Eighteen years ago, I was working on a very complicated course just outside of Dallas, Texas. The site was in Irving, just down the street from Cowboy Stadium. Since I was from Maryland, I was quite the oddity in Dallas. With my northern accent, I couldn’t even pronounce the word “pecan” correctly.
Pecans are what really got me into trouble.
The complicated course was on a river, with two or three easements for underground oil pipelines and two sets of overhead electrical power lines. Some of the site was a floodplain and some was landfill. It was a mess. The Corps of Engineers discovered that some of the landfill had been filled too high and had to be lowered by readjusting the garbage.

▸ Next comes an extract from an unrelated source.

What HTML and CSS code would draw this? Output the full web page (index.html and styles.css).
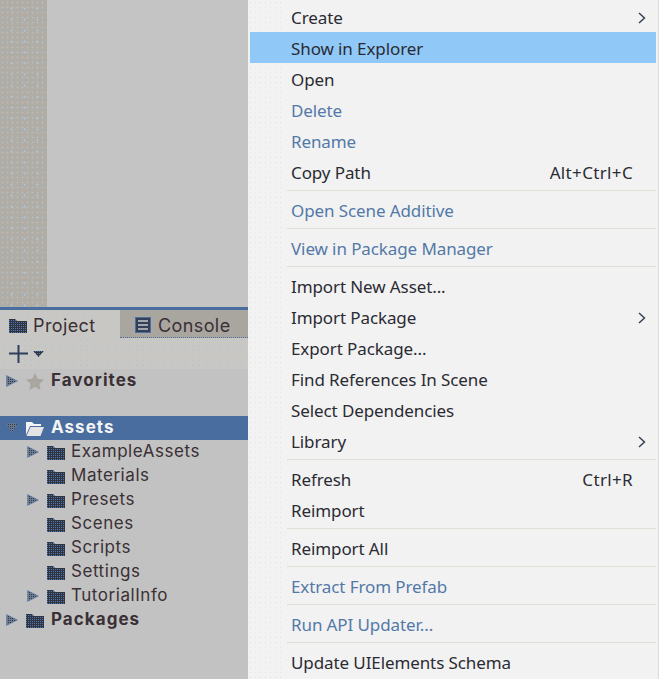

We started redeveloping the site by creating a plan that showed how we could adjust the garbage and make the ground ready for golf holes. Most people have seen an active landfill, with bulldozers pushing trash into a ravine and covering it up. But, can you imagine what it was like when we basically had to dig all of that garbage back up? The bulldozer operators, and anyone else who got within a quarter mile of the site, had to wear gas masks. It wasn’t a pretty sight – or smell – but we got it done.
Then, during the initial walkthrough of the proposed holes, when we reached the area for the proposed eighteenth hole, we found a grove of pecan trees.
“We’re going to cut all of these trees down to make way for the eighteenth hole, ” I told the assistant director of parks, Bill Thompson, with certainty.
I didn’t realize my Yankee mistake until I saw the look on Thompson’s face.
Not only had I mispronounced the word “pecan,” but I also failed to realize that the pecan tree is the official Texas state tree!
Needless to say, I had to come up with a new plan that saved the trees.